Gmina Pruszcz Gdański jest dwa razy większa od gminy Aleksandrów Kujawski i wprawdzie też częścią terenów przylega do miasta, ale jest to Gdańsk, więc o porównanie trudno. A jednak pomorscy sołtysi wsiedli w autobus i przyjechali na Kujawy, aby zobaczyć jak tutaj na aleksandrowskiej wsi gospodarują. Potwierdza to zasadę, że uczyć się można wszędzie.
Wójt z Pomorza Magdalena Kołodziejczak miała argumenty, aby ściągnąć tutaj swoich samorządowców: w okresie młodości związana była z Kujawami, mieszkała w Ciechocinku , po drugie – gmina Aleksandrów Kujawski od lat posiada fundusz sołecki, ma zatem bogate doświadczenie w jego realizacji. Dodatkowo, wójt Andrzej Olszewski współtworzył przepisy ustawy o funduszu sołeckim, był jednym z trzech autorów publikacji na temat wydawania pieniędzy w ramach tych środków.
Główne spotkanie odbyło się w nowej świetlicy w Wołuszewie, a przybyli na nie niemal wszyscy sołtysi z gminy Aleksandrów Kujawski, co gwarantowało rozmowę kompetentną i wszechstronną. Zaczęto od przedstawienia gmin. Najpierw zrobili to gospodarze, przedstawiając na filmie to, co najbardziej wartościowe. Czy warto tutaj mieszkać – pytał wójt i zaraz odpowiedział.

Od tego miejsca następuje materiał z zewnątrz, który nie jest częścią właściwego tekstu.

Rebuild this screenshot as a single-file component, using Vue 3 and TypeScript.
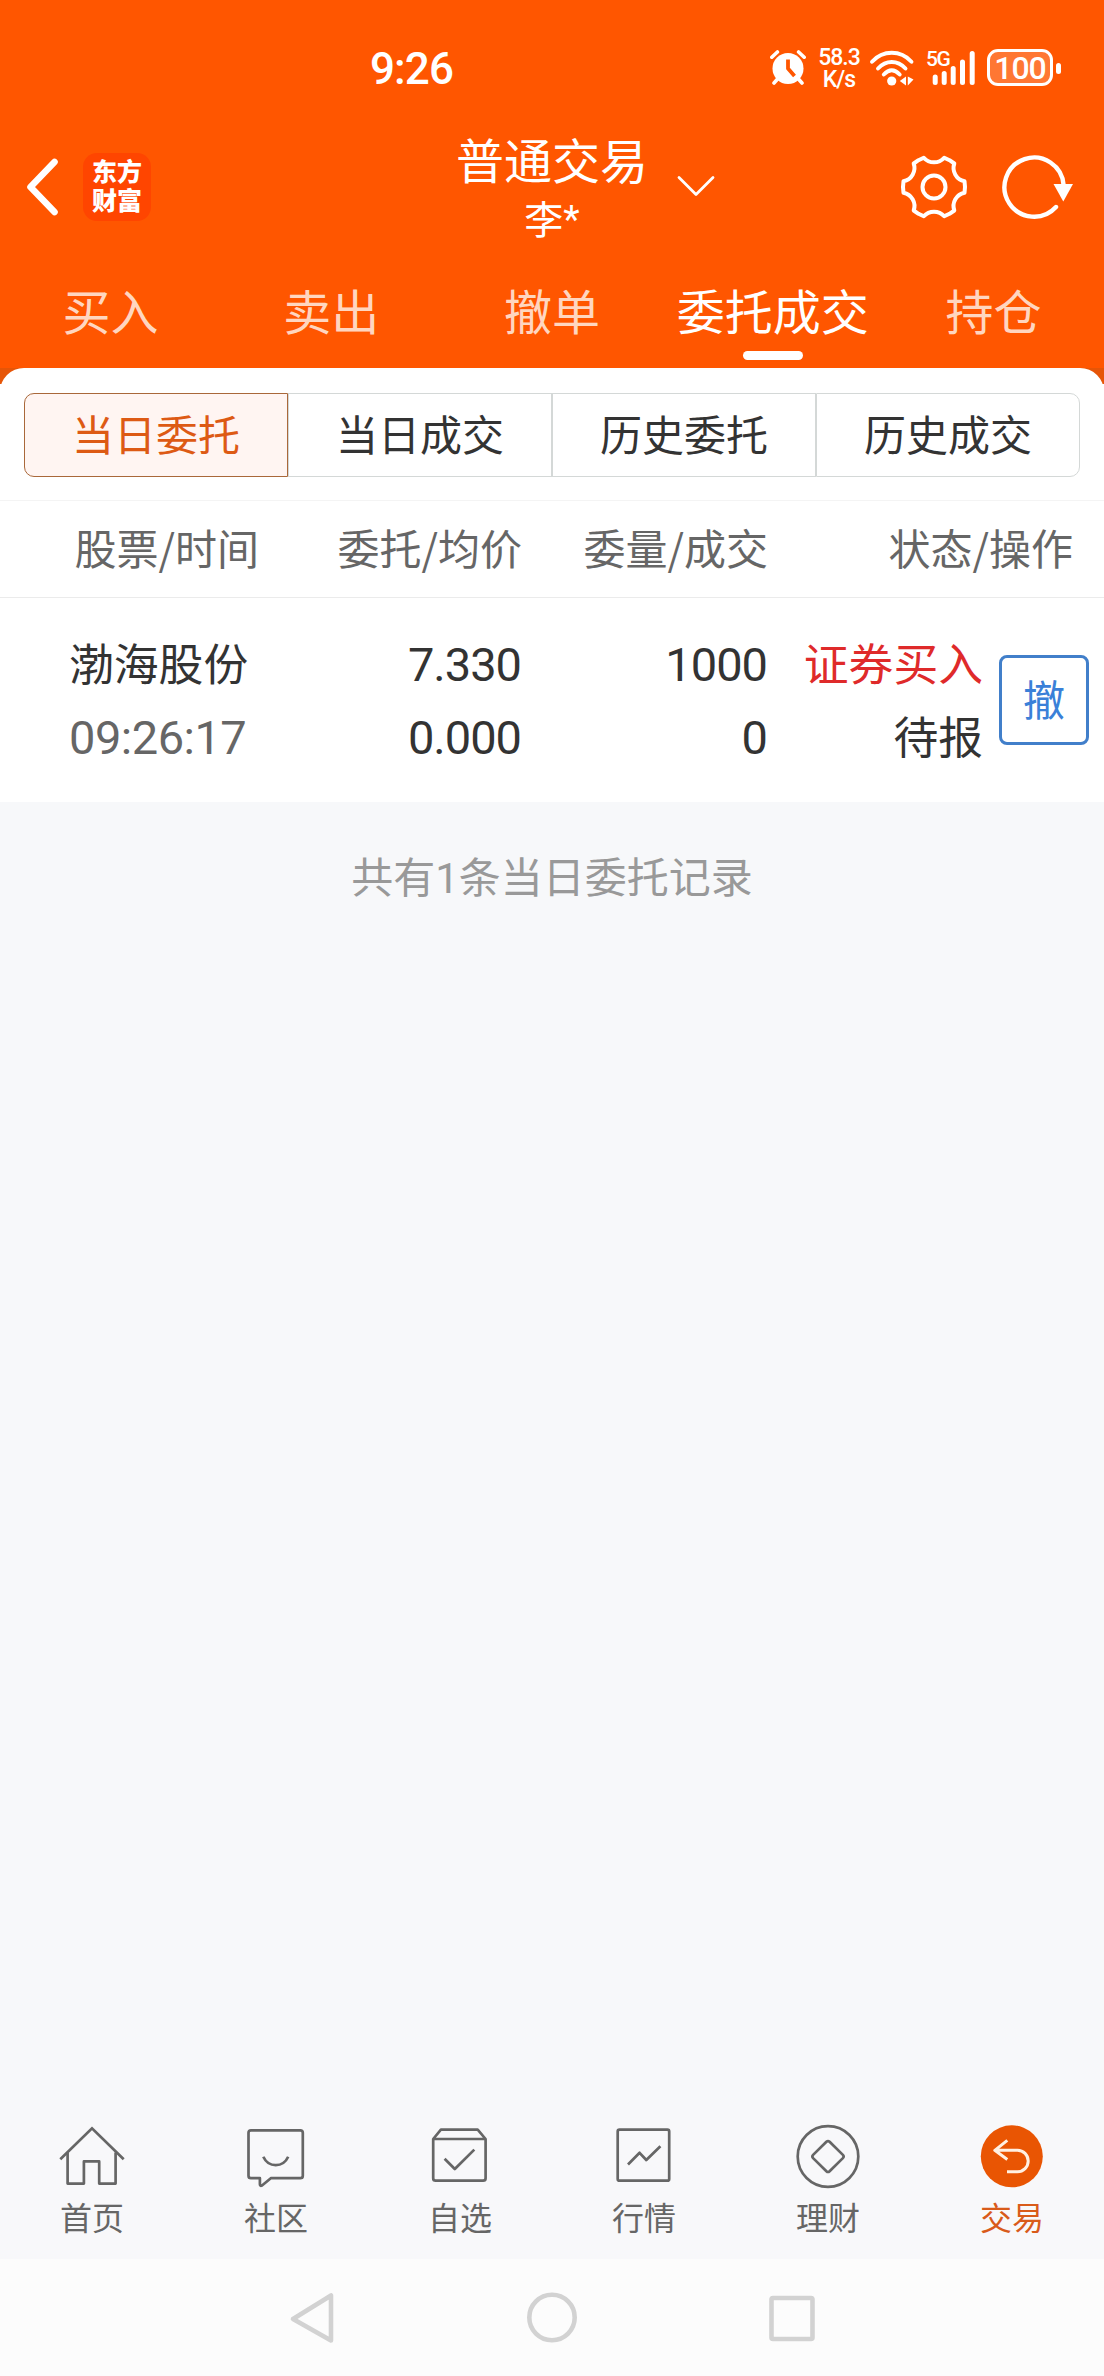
<script setup lang="ts">
import { ref } from 'vue'

interface NavItem {
  key: string
  label: string
}

interface Order {
  name: string
  time: string
  price: string
  average: string
  amount: string
  filled: string
  side: string
  state: string
}

const tabs: string[] = ['买入', '卖出', '撤单', '委托成交', '持仓']
const activeTab = ref(3)

const segments: string[] = ['当日委托', '当日成交', '历史委托', '历史成交']
const activeSegment = ref(0)

const columns: string[] = ['股票/时间', '委托/均价', '委量/成交', '状态/操作']

const orders: Order[] = [
  {
    name: '渤海股份',
    time: '09:26:17',
    price: '7.330',
    average: '0.000',
    amount: '1000',
    filled: '0',
    side: '证券买入',
    state: '待报',
  },
]

const navItems: NavItem[] = [
  { key: 'home', label: '首页' },
  { key: 'community', label: '社区' },
  { key: 'watch', label: '自选' },
  { key: 'market', label: '行情' },
  { key: 'wealth', label: '理财' },
  { key: 'trade', label: '交易' },
]
const activeNav = ref('trade')
</script>

<template>
  <div class="screen">
    <header class="top">
      <div class="status">
        <span class="clock">9:26</span>
        <div class="status-icons">
          <svg class="alarm" width="36" height="36" viewBox="0 0 36 36">
            <circle cx="18" cy="18.5" r="15.5" fill="#fff" />
            <path d="M1.8 7.2 7.4 2M34.2 7.2 28.6 2M4 33l4-4.500M32 33l-4-4.500" stroke="#fff" stroke-width="3.600" stroke-linecap="round" />
            <path d="M18 9.500V18.500L24.500 26" fill="none" stroke="#ff5600" stroke-width="3.800" stroke-linejoin="round" />
          </svg>
          <div class="speed"><span>58.3</span><span>K/s</span></div>
          <svg class="wifi" width="46" height="38" viewBox="0 0 46 38">
            <g fill="none" stroke="#fff" stroke-width="3.900" stroke-linecap="round">
              <path d="M3 12.700C14 .800 31.500 .800 42.500 12.700" />
              <path d="M9 19.500C17 10.800 28.500 10.800 36.500 19.500" />
              <path d="M14.800 25.500C20 19.800 25.500 19.800 30.700 25.500" />
            </g>
            <circle cx="22.700" cy="32" r="4.600" fill="#fff" />
            <path d="M37 27.500V36.500L30.800 32ZM38.800 27.500V36.500L44.500 30.500Z" fill="#fff" />
          </svg>
          <div class="signal">
            <span>5G</span>
            <svg width="44" height="36" viewBox="0 0 44 36">
              <path d="M5 27v5.500M14 23.500v9M23 18.500v14M32.300 12v20.500M42 3.500v29" transform="translate(-.8 0)" stroke="#fff" stroke-width="5" stroke-linecap="round" />
            </svg>
          </div>
          <div class="battery"><span>100</span></div>
          <i class="battery-tip"></i>
        </div>
      </div>

      <div class="title-bar">
        <svg class="back" width="36" height="60" viewBox="0 0 36 60">
          <path d="M30.500 5 6.500 30 30.500 55" fill="none" stroke="#fff" stroke-width="6.600" stroke-linecap="round" stroke-linejoin="round" />
        </svg>
        <div class="logo"><span>东方</span><span>财富</span></div>
        <div class="title">
          <h1>普通交易</h1>
          <p>李<span class="mask">*</span></p>
        </div>
        <svg class="chevron" width="40" height="24" viewBox="0 0 40 24">
          <path d="M3 3.500 20 20.500 37 3.500" fill="none" stroke="#fff" stroke-width="2.800" stroke-linecap="round" stroke-linejoin="round" />
        </svg>
        <svg class="gear" width="72" height="72" viewBox="-36 -36 72 72">
          <g fill="none" stroke="#fff" stroke-width="4" stroke-linejoin="round">
            <path d="M30.500 -5.800L31 0L30.500 5.800A13.500 13.500 0 0 0 20.300 23.500L15.500 26.800L10.200 29.300A13.500 13.500 0 0 0 -10.200 29.300L-15.500 26.800L-20.300 23.500A13.500 13.500 0 0 0 -30.500 5.800L-31 0L-30.500 -5.800A13.500 13.500 0 0 0 -20.300 -23.500L-15.500 -26.800L-10.200 -29.300A13.500 13.500 0 0 0 10.200 -29.300L15.500 -26.800L20.300 -23.500A13.500 13.500 0 0 0 30.500 -5.800Z" />
            <circle r="11.500" />
          </g>
        </svg>
        <svg class="refresh" width="76" height="72" viewBox="-36 -36 76 72">
          <path d="M22 20A29.600 29.600 0 1 1 29.600 -2" fill="none" stroke="#fff" stroke-width="4.400" stroke-linecap="round" />
          <path d="M19.500 -3H39L29.300 14.500Z" fill="#fff" />
        </svg>
      </div>

      <nav class="tabs">
        <button v-for="(tab, i) in tabs" :key="tab" :class="['tab', { active: i === activeTab }]" @click="activeTab = i">
          {{ tab }}
        </button>
      </nav>
    </header>

    <section class="sheet-wrap">
      <div class="sheet">
        <div class="segments">
          <button
            v-for="(segment, i) in segments"
            :key="segment"
            :class="['segment', { active: i === activeSegment }]"
            @click="activeSegment = i"
          >
            {{ segment }}
          </button>
        </div>

        <div class="grid head">
          <span v-for="column in columns" :key="column">{{ column }}</span>
        </div>

        <div v-for="order in orders" :key="order.time" class="grid order">
          <div class="cell name"><b>{{ order.name }}</b><span class="num time">{{ order.time }}</span></div>
          <div class="cell"><span class="num">{{ order.price }}</span><span class="num">{{ order.average }}</span></div>
          <div class="cell"><span class="num">{{ order.amount }}</span><span class="num">{{ order.filled }}</span></div>
          <div class="cell state"><span class="buy">{{ order.side }}</span><span>{{ order.state }}</span></div>
          <button class="cancel">撤</button>
        </div>
      </div>
    </section>

    <main class="rest">
      <p>共有<span class="count">{{ orders.length }}</span>条当日委托记录</p>
    </main>

    <nav class="bottom-nav">
      <a v-for="item in navItems" :key="item.key" :class="['nav-item', { active: item.key === activeNav }]" @click="activeNav = item.key">
        <svg width="72" height="72" viewBox="0 0 72 72" fill="none" stroke="currentColor" stroke-width="2.700" stroke-linejoin="round">
          <template v-if="item.key === 'home'">
            <path d="M4.300 39.200 36 8.300 67.700 39.200" stroke-linejoin="miter" />
            <path d="M11.600 32.500V63.600H27.900V41.400H43.200V63.600H59.600V32.500" />
          </template>
          <template v-else-if="item.key === 'community'">
            <path d="M11 10.300H60.300Q62.800 10.300 62.800 12.800V55.700Q62.800 58.200 60.300 58.200H30.800L22 65.500Q19.900 66.500 19.900 64.300V58.200H11Q8.500 58.200 8.500 55.700V12.800Q8.500 10.300 11 10.300Z" />
            <path d="M23.300 36.800C28.500 48 43 48 48.200 36.800" />
          </template>
          <template v-else-if="item.key === 'watch'">
            <path d="M9.200 19 16.900 9.700H53.700L61.600 19V58.200Q61.600 60.700 59.100 60.700H11.700Q9.200 60.700 9.200 58.200ZM9.200 19H61.600" />
            <path d="M20.600 38.700 30.800 49 50.300 29.600" />
          </template>
          <template v-else-if="item.key === 'market'">
            <rect x="9.700" y="9.700" width="51.500" height="51" rx="1.800" />
            <path d="M20 44.500 31.600 32.800 38.300 40 52.400 26.200" />
          </template>
          <template v-else-if="item.key === 'wealth'">
            <circle cx="36" cy="36.500" r="30.300" />
            <path d="M34.400 21.800Q36 20.300 37.600 21.800L50.900 34.900Q52.400 36.500 50.900 38.100L37.600 51.200Q36 52.700 34.400 51.200L21.100 38.100Q19.600 36.500 21.100 34.900Z" />
          </template>
          <template v-else>
            <circle cx="35.800" cy="36.300" r="31" fill="#e95503" stroke="none" />
            <path d="M31.300 20.300 18.800 30.300 31.300 39.500M19.500 30.300H41.500A10.700 10.700 0 0 1 41.500 51.700H31" stroke="#fff0e2" stroke-width="3" />
          </template>
        </svg>
        <span>{{ item.label }}</span>
      </a>
    </nav>

    <footer class="system">
      <svg width="60" height="60" viewBox="0 0 60 60"><path d="M49 7.500V52.500L11 31Z" /></svg>
      <svg width="60" height="60" viewBox="0 0 60 60"><circle cx="30" cy="29.500" r="22.700" /></svg>
      <svg width="60" height="60" viewBox="0 0 60 60"><rect x="9.500" y="10" width="41" height="41" rx="1.500" /></svg>
    </footer>
  </div>
</template>

<style>
body {
  margin: 0;
}
</style>

<style scoped>
.screen {
  display: flex;
  flex-direction: column;
  width: 1104px;
  height: 2376px;
  overflow: hidden;
  background: #f7f8fa;
  color: #333;
  font-family: 'Noto Sans CJK SC', sans-serif;
}

button {
  margin: 0;
  padding: 0;
  border: 0;
  background: none;
  color: inherit;
  font-family: inherit;
}

h1,
p {
  margin: 0;
  font-weight: 400;
}

svg {
  display: block;
  flex: none;
}

.top {
  height: 368px;
  flex: none;
  display: flex;
  flex-direction: column;
  background: #ff5600;
  color: #fff;
}

.status {
  height: 136px;
  flex: none;
  display: flex;
  justify-content: space-between;
  align-items: center;
  box-sizing: border-box;
  padding: 0 43px 0 370px;
}

.clock {
  margin-top: 1px;
  font: 500 44px/50px Roboto, sans-serif;
  letter-spacing: -0.900px;
}

.status-icons {
  display: flex;
  align-items: center;
  font-family: Roboto, sans-serif;
  font-weight: 500;
}

.speed {
  display: flex;
  flex-direction: column;
  align-items: center;
  width: 42px;
  margin: 1px 0 0 12px;
  font-size: 23px;
  font-weight: 500;
  line-height: 22px;
  letter-spacing: -1px;
}

.wifi {
  margin: -1px 0 0 9px;
}

.signal {
  display: flex;
  align-items: flex-start;
  margin-left: 11px;
  height: 36px;
}

.signal span {
  width: 5px;
  font-size: 21px;
  line-height: 18px;
  letter-spacing: -1.500px;
  white-space: nowrap;
}

.battery {
  box-sizing: border-box;
  width: 66px;
  height: 37px;
  margin: -1px 0 0 12px;
  border: 3px solid #fff;
  border-radius: 11px;
  background: rgba(255, 255, 255, 0.2);
  font-size: 32px;
  font-weight: 500;
  line-height: 32px;
  text-align: center;
  letter-spacing: -1px;
}

.battery-tip {
  width: 5px;
  height: 11px;
  margin-left: 3px;
  border-radius: 3px;
  background: #fff;
}

.title-bar {
  height: 110px;
  flex: none;
  display: flex;
  align-items: flex-start;
  padding-left: 24px;
}

.back {
  margin-top: 21px;
}

.logo {
  box-sizing: border-box;
  width: 68px;
  height: 68px;
  margin: 17px 0 0 23px;
  padding-top: 3px;
  border-radius: 14px;
  background: #ff4500;
  display: flex;
  flex-direction: column;
  align-items: center;
  font-size: 25px;
  font-weight: 900;
  line-height: 29px;
}

.title {
  width: 192px;
  margin: -3px 0 0 305px;
  text-align: center;
}

.title h1 {
  font-size: 48px;
  line-height: 50px;
}

.title p {
  height: 42px;
  margin-top: 13px;
  font-size: 39px;
  line-height: 42px;
}

.mask {
  font-family: Roboto, sans-serif;
  font-size: 38px;
  line-height: 1px;
  vertical-align: 1px;
}

.chevron {
  margin: 38px 0 0 28px;
}

.gear {
  margin: 15px 0 0 182px;
}

.refresh {
  margin: 15px 0 0 28px;
}

.tabs {
  display: flex;
  flex: 1;
}

.tab {
  flex: 1;
  display: flex;
  flex-direction: column;
  align-items: center;
  padding-top: 37px;
  font-size: 48px;
  line-height: 52px;
  white-space: nowrap;
  color: #ffd6c0;
}

.tab.active {
  color: #fff;
}

.tab.active::after {
  content: '';
  width: 60px;
  height: 9px;
  margin-top: 16px;
  border-radius: 4.500px;
  background: #fff;
}

.sheet-wrap {
  flex: none;
  background: linear-gradient(#e65507 16px, #fff 16px);
}

.sheet {
  background: #fff;
  border-radius: 24px 24px 0 0;
  padding-top: 25px;
}

.segments {
  display: flex;
  height: 84px;
  margin: 0 24px 23px;
}

.segment {
  box-sizing: border-box;
  flex: 1;
  border: 1px solid #d4d8d7;
  padding-bottom: 5px;
  font-size: 42px;
  line-height: 77px;
  color: #333;
}

.segment:first-child {
  border-radius: 10px 0 0 10px;
}

.segment:last-child {
  border-radius: 0 10px 10px 0;
}

.segment.active {
  border-color: #a9683a;
  background: #fff5f2;
  color: #dd5a14;
}

.grid {
  display: grid;
  grid-template-columns: 262px 260px 246px 305px;
}

.head {
  height: 96px;
  border-top: 1px solid #f4f4f4;
  border-bottom: 1px solid #ebebeb;
  font-size: 42px;
  line-height: 91px;
  color: #666;
  text-align: right;
}

.head span:first-child {
  padding-right: 3px;
}

.order {
  height: 204px;
  box-sizing: border-box;
  padding-top: 27px;
  grid-template-columns: 260px 261px 246px 216px 106px;
  font-size: 44.800px;
  line-height: 73px;
}

.cell {
  display: flex;
  flex-direction: column;
  align-items: flex-end;
}

.cell > * {
  height: 73px;
}

.name {
  align-items: flex-start;
  padding-left: 69px;
}

.name b {
  font-weight: 400;
}

.num {
  font-family: Roboto, sans-serif;
  font-size: 47px;
  line-height: 79px;
  letter-spacing: -1px;
}

.time {
  color: #666;
  letter-spacing: -0.500px;
}

.buy {
  color: #df2a2a;
}

.cancel {
  justify-self: end;
  box-sizing: border-box;
  width: 90px;
  height: 90px;
  margin-top: 30px;
  padding-bottom: 5px;
  border: 3px solid #417fca;
  border-radius: 8px;
  font-size: 42px;
  line-height: 79px;
  color: #3a80d8;
}

.rest {
  flex: 1;
  padding-top: 48px;
  text-align: center;
  font-size: 42px;
  line-height: 50px;
  color: #999;
}

.count {
  font-family: Roboto, sans-serif;
}

.bottom-nav {
  flex: none;
  display: flex;
  height: 139px;
  background: #f8f8fa;
}

.nav-item {
  flex: 1;
  display: flex;
  flex-direction: column;
  align-items: center;
  color: #666;
  font-size: 32px;
  line-height: 36px;
}

.nav-item span {
  margin-top: 6px;
}

.nav-item.active {
  color: #d95b1a;
}

.system {
  flex: none;
  height: 117px;
  display: flex;
  justify-content: center;
  align-items: center;
  gap: 180px;
  background: #fcfcfc;
}

.system svg {
  fill: none;
  stroke: #d2d2d2;
  stroke-width: 4.600px;
  stroke-linejoin: round;
}
</style>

- Ustawa o funduszu soleckim zakłada, że tworzy się go po to, aby budować aktywność mieszkańców, by żyło się im lepiej – przekonywał wójt Andrzej Olszewski. Wielkość środków zależy od liczby mieszkańców i zasobności gminy. Bodźcem do tworzenia funduszu sołeckiego jest możliwość odzyskania z budżetu państwa do 30 proc. poniesionych nakładów. W przypadku gminy Aleksandrów Kujawski na wydanych do tej pory 1,4 mln zł odzyskano 340 tys. zł
Sołtysi z gminy Aleksandrów Kujawski nie mają żadnych wątpliwości, czy ten fundusz powinien istnieć. Nie wyobrażają sobie, aby go nie było. Oczywiście nie rozwiązuje on wszystkich problemów wsi, bo nie w tym celu został utworzony. Daje jednak poczucie mieszkańcom, że załatwienie niektórych drobnych spraw bezpośrednio zależą od nich, ich pomysłowości i aktywności. Tutaj fundusz zdaje egzamin.